Why consider that at all? Within contemporary Scottish football there are few long-term contracts, and successful sides tend to stay together to improve or are eventually head-hunted. Allan Moore’s three-and-a-half seasons at Cappielow made him – until now – the longest serving manager in the Championship among his peers: in that time he has seen other teams develop and move on to other successes (either collectively, or by joining bigger clubs) while rebuilt his squad every year. With crowd numbers dissipating every season (audiences reaching up to 3,000 in the Second Division were unsurprising at the time, while this season’s attendances have ranged between roughly 1,400-2,100), Douglas Rae had to act on the setting malaise.
Rae has left David Hopkin in charge of the first team on an interim basis: it remains to be seen how long he will be leading the side and whether or not he will be considered for the permanent job.
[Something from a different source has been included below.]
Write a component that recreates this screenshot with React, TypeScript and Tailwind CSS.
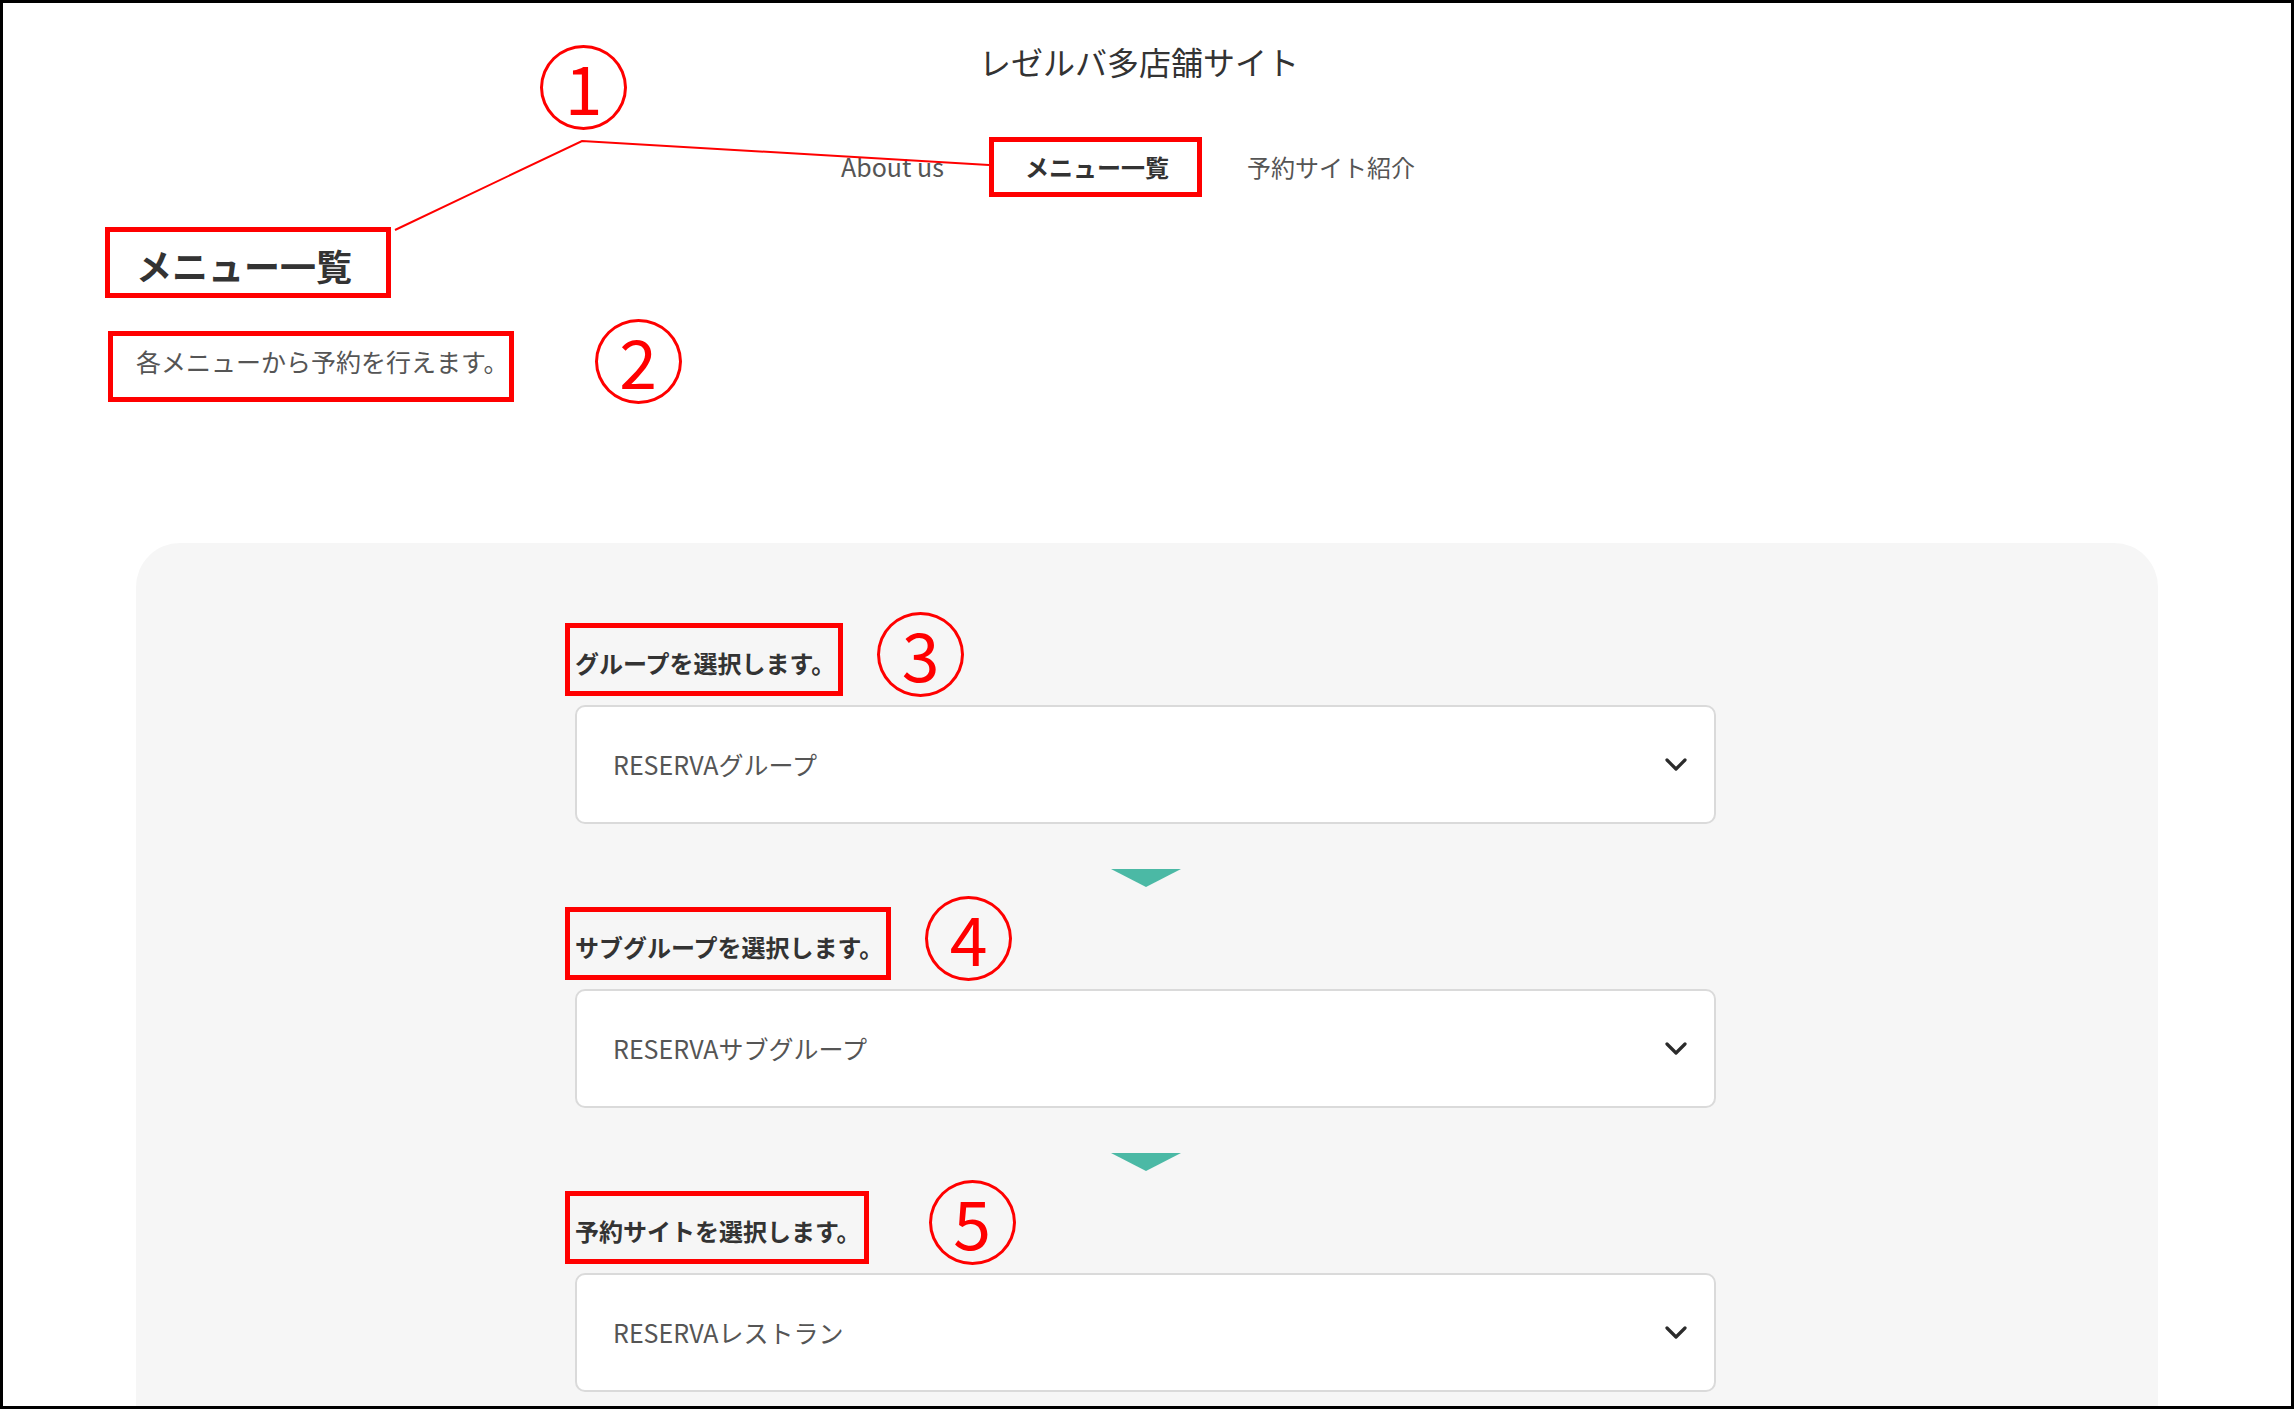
import React from 'react';

// Step rows inside the gray selection panel
const steps = [
    { label: 'グループを選択します。', value: 'RESERVAグループ', no: '3', gap: 'ml-[34px]' },
    { label: 'サブグループを選択します。', value: 'RESERVAサブグループ', no: '4', gap: 'ml-[34px]' },
    { label: '予約サイトを選択します。', value: 'RESERVAレストラン', no: '5', gap: 'ml-[60px]' },
];

// Hand-drawn style circled number used as a callout marker
const Circled = ({ n, className = '' }: { n: string; className?: string }) => (
    <div
        className={`flex h-[85px] w-[87px] shrink-0 items-center justify-center rounded-[50%] border-[3px] border-[#ff0000] text-[68px] leading-none text-[#ff0000] ${className}`}
    >
        <span className="-mt-[4px]">{n}</span>
    </div>
);

const Chevron = () => (
    <svg width="22" height="14" viewBox="0 0 22 14" fill="none">
        <polyline points="2,2 11,11 20,2" stroke="#2b2b2b" strokeWidth="3.2" strokeLinecap="round" strokeLinejoin="round" />
    </svg>
);

const Step = ({ label, value, no, gap, last }: { label: string; value: string; no: string; gap: string; last: boolean }) => (
    <div className="flex flex-col">
        <div className="flex items-center">
            <div className="-ml-[10px] flex h-[73px] items-center border-[5px] border-[#ff0000] pl-[5px] pr-[3px] pt-[6px]">
                <span className="text-[24px] font-bold leading-none text-[#333]">{label}</span>
            </div>
            <Circled n={no} className={`${gap} -my-[6px] -translate-y-[5px]`} />
        </div>
        <div className="mt-[9px] flex h-[119px] w-full items-center justify-between rounded-[10px] border-2 border-[#dadada] bg-white pl-[36px] pr-[27px]">
            <span className="text-[25px] leading-none text-[#555]">{value}</span>
            <Chevron />
        </div>
        {!last && (
            <div className="mx-auto mb-[20px] mt-[45px] h-0 w-0 border-l-[35px] border-r-[35px] border-t-[18px] border-l-transparent border-r-transparent border-t-[#4bb9a5]" />
        )}
    </div>
);

const App = () => {
    return (
        <div className="relative h-[1409px] w-[2294px] overflow-hidden border-[3px] border-black bg-white font-['Noto_Sans_CJK_JP',sans-serif]">
            {/* header */}
            <div className="pr-[16px] pt-[34px] text-center text-[32px] leading-[48px] text-[#333]">レゼルバ多店舗サイト</div>
            <nav className="mt-[50px] flex h-[60px] items-center justify-center gap-[45px] pr-[38px] pt-[3px] text-[24px] leading-none">
                <span className="text-[25px] text-[#555]">About us</span>
                <span className="flex h-[60px] items-center border-[5px] border-[#ff0000] pl-[31px] pr-[28px] font-bold text-[#333]">
                    メニュー一覧
                </span>
                <span className="text-[#555]">予約サイト紹介</span>
            </nav>

            {/* page heading */}
            <div className="ml-[102px] mt-[32px] flex">
                <h1 className="flex h-[71px] items-center border-[5px] border-[#ff0000] pl-[26px] pr-[34px] pt-[5px] text-[36px] font-bold leading-none text-[#333]">
                    メニュー一覧
                </h1>
            </div>
            <div className="ml-[105px] mt-[33px] flex items-center">
                <p className="flex h-[71px] items-center border-[5px] border-[#ff0000] pb-[10px] pl-[23px] pr-0 text-[25px] leading-none text-[#555]">
                    各メニューから予約を行えます。
                </p>
                <Circled n="2" className="-my-[7px] ml-[81px] -translate-y-[5px]" />
            </div>

            {/* selection panel */}
            <section className="mx-auto mt-[141px] w-[2022px] rounded-t-[44px] bg-[#f6f6f6] pb-[40px] pr-[3px] pt-[80px]">
                <div className="mx-auto w-[1141px]">
                    {steps.map((s, i) => (
                        <Step key={s.no} {...s} last={i === steps.length - 1} />
                    ))}
                </div>
            </section>

            {/* callout 1 with leader lines */}
            <svg className="pointer-events-none absolute left-0 top-0" width="2288" height="1403">
                <polyline points="392,227 579,138 986,162" fill="none" stroke="#ff0000" strokeWidth="2" />
            </svg>
            <Circled n="1" className="absolute left-[537px] top-[42px]" />
        </div>
    );
};

export default App;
The club’s development squad coach will already be well known to the decision makers and his current position already gives him a head start on the previous haphazard promotion of James Grady in 2009. The chairman has some long-term goals to set the club now, and those will largely be dependent on whether or not the they can afford to retain their full-time status. The SPFL reconstruction will provide a financial stimulus for clubs like Morton, but only if they finish high enough up the table.
For now, though, Greenock Morton must consider escape from relegation as an urgent priority.